Qu’en est-il de leur identité numérique ? Certes, je suis sur un compte commun, mais lorsqu’une élève écrit, et signe, « Mon bonheur c’est de jouer avec mes poupées », ne risque-t-elle pas de se trouver en porte-à-faux avec ses futurs employeurs (j’exagère volontairement).
Est-ce que je vends leur âme au diable ?
En effet, je leur « impose » l’utilisation d’outils commerciaux : Twitter est une entreprise, Google aussi, Microsoft également. Est-ce mon rôle d’éducateur de chercher des alternatives libres, de leur montrer qu’il existe d’autres outils que Windows, que Google Doc, d’autres réseaux sociaux que Twitter ?
J’espère, d’ici la fin de l’année, pouvoir répondre à ces questions, et prendre une décision judicieuse, et éducative, pour encourager ou dissuader mes collègues (et moi-même) à poursuivre l’expérience l’année prochaine !
Très intéressante utilisation de Twitter.
Pour ce qui est des questionnements éthiques, ce sont surtout des peurs face à l’inconnu dues la volonté de bien faire, je trouve.
Pour ma part, je pense que c’est une utilisation bienvenue des outils de notre temps. Peut-être que Freinet se demandais aussi si il ne risquait pas d’intoxiquer ses élèves avec les vapeur d’alcool de la Ronéo ? 😉
Je suis la maman de deux petites filles pour lesquelles j’ai créé un compte commun pour twitter avec votre classe.
Petit retour de mon coté de ces échanges.
Je me rends compte que du fait du décalage temporel (elles ne twittent que le soir avec moi), les échanges sont un peu « étranges » mais cela leur donne un certain charme.
Pour l’instant, c’est moi qui leur suggère « voulez-vous écrire un mot à la classe? » quand je pense qu’il y a peut être matière à… En General, la réponse est oui. Sauf hier, elles l’ont demandé si elles avaient des réponses et la réponse étant négative elles ont décidé de ne rien écrire pour l’instant.
Ceci étant dit, le bénéfice que j’y vois, c’est que parfois elles ont plus envie de partager leur journée ou ce qu’elles ont pensé d’une expo ou d’un spectacle avec d’autres enfants qu’avec moi. Cela leur permet donc une prise de recul et une auto-observation (j’ai aimé ou pas ? Qu’est-ce j’ai aimé ? Qu’est-ce que je n’ai pas aimé ?). Cela leur permet aussi de confronter leurs points de vue : elles ont rarement la même chose à dire.
Mais cela me fait penser que je vais peut être leur ouvrir leur propre blog ou les laisser écrire sur le mien.
Ce que je peux dire aussi, c’est que mon beau-fils et ma belle-fille utilisent msn sans suivi seuls à la maison avec leurs amis et que ça n’a rien à voir (langue ultra appauvrie, sujets ultra anodins, une longue liste de « trop cool » et de « grave »).
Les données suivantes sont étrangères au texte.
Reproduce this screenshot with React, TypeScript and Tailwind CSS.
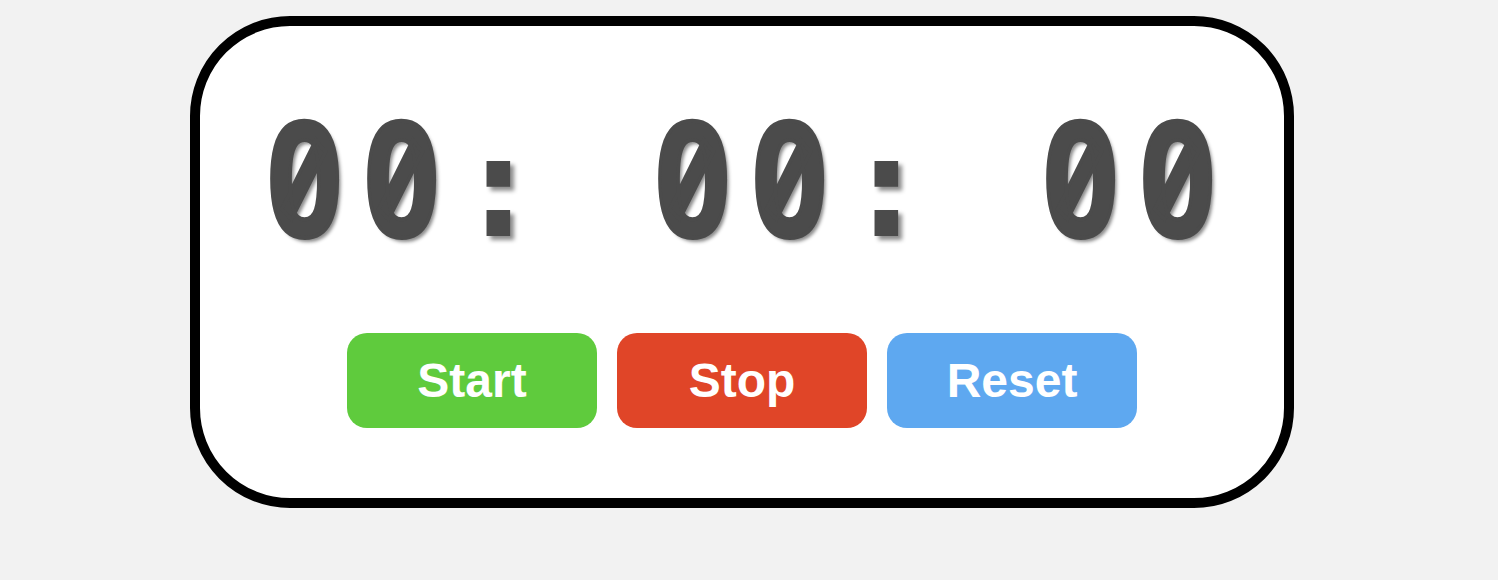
function Digit({ c }: { c: string }) {
  return (
    <span className="inline-block w-[97px] scale-x-[0.82] text-center [-webkit-text-stroke:4px_#4b4b4b]">{c}</span>
  );
}
function Colon() {
  return (
    <span className="inline-block w-[97px] text-center text-[145px]" style={{ fontFamily: '"DejaVu Sans Mono", monospace' }}>
      :
    </span>
  );
}
function Space() {
  return <span className="inline-block w-[97px]"> </span>;
}

export default function App() {
  return (
    <div className="min-h-[580px] w-full bg-[#f2f2f2] pt-[16px]">
      <div className="ml-[190px] flex w-[1104px] flex-col items-center rounded-[100px] border-[10px] border-black bg-white pt-[55px] pb-[70px]">
        <div
          className="h-[186px] whitespace-pre pr-[2px] text-[160px] leading-[186px] font-bold text-[#4b4b4b] [text-shadow:4px_4px_4px_rgba(0,0,0,0.45)]"
          style={{ fontFamily: '"Noto Sans Mono", monospace' }}
        >
          <Digit c="0" />
          <Digit c="0" />
          <Colon />
          <Space />
          <Digit c="0" />
          <Digit c="0" />
          <Colon />
          <Space />
          <Digit c="0" />
          <Digit c="0" />
        </div>
        <div
          className="mt-[66px] flex gap-[20px] text-[48px] font-bold text-white"
          style={{ fontFamily: '"Liberation Sans", Arial, sans-serif' }}
        >
          <button className="flex h-[95px] w-[250px] items-center justify-center rounded-[20px] bg-[#5fcb3d]">Start</button>
          <button className="flex h-[95px] w-[250px] items-center justify-center rounded-[20px] bg-[#e04528]">Stop</button>
          <button className="flex h-[95px] w-[250px] items-center justify-center rounded-[20px] bg-[#5ea8f0]">Reset</button>
        </div>
      </div>
    </div>
  );
}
Je n’ai rien contre car après tout c’est une discussion entre copains comme une autre, mais je menplais à croire que ce qu’expérimentent mes filles et vos élèves leur permettront ensuite d’utiliser ces outils de manière plus riche.
Je ne sais pas si ce retour aide votre propre réflexion… En tout cas je trouve ces analyses tout à fait interessantes
Merci pour votre message.
Il faut dire que je regrette qu’il n’y ait pas plus d’échanges provoqués de notre côté, mais le rythme est difficile à tenir pour « entretenir » toutes les amitiés.
Et pourtant, je peux vous assurer que lorsque mes élèves voient apparaître l’avatar de vos filles, c’est toujours une réaction très positive !
Pas évident en effet d’accepter ce décalage entre les tweets, et parfois, certains tweets n’attendent pas forcément de réponse. Mais nous lisons tout 🙂
Faut dire aussi, que de façon étonnante, dans cet échange plus personnel, un élève a pris le pas sur les autres pour communiquer avec vos filles, et du coup, il s’agit un peu de sa responsabilité…
De plus en plus d’enfants se sont créés des comptes personnels, sous contrôle de leurs parents, et plusieurs m’ont déjà demandé s’ils pouvaient s’abonner à vos filles.
Hier, j’ai passé du temps à expliquer aux parents présents le fonctionnement de Twitter et les objectifs que j’avais derrière la tête pour l’utilisation en classe. Je leur ai demandé de jouer le jeu avec les comptes persos… à voir donc !
L’idée du blog est intéressante aussi. Faut avouer que Twitter justement est à mi-chemin entre l’instantané et l’article plus long, et ça permet des échanges assez particuliers !
Merci en tous cas pour cette contribution à l’expérience, vous êtes l’un des 3 piliers des échanges : les classes, les enfants inconnus, les adultes inconnus.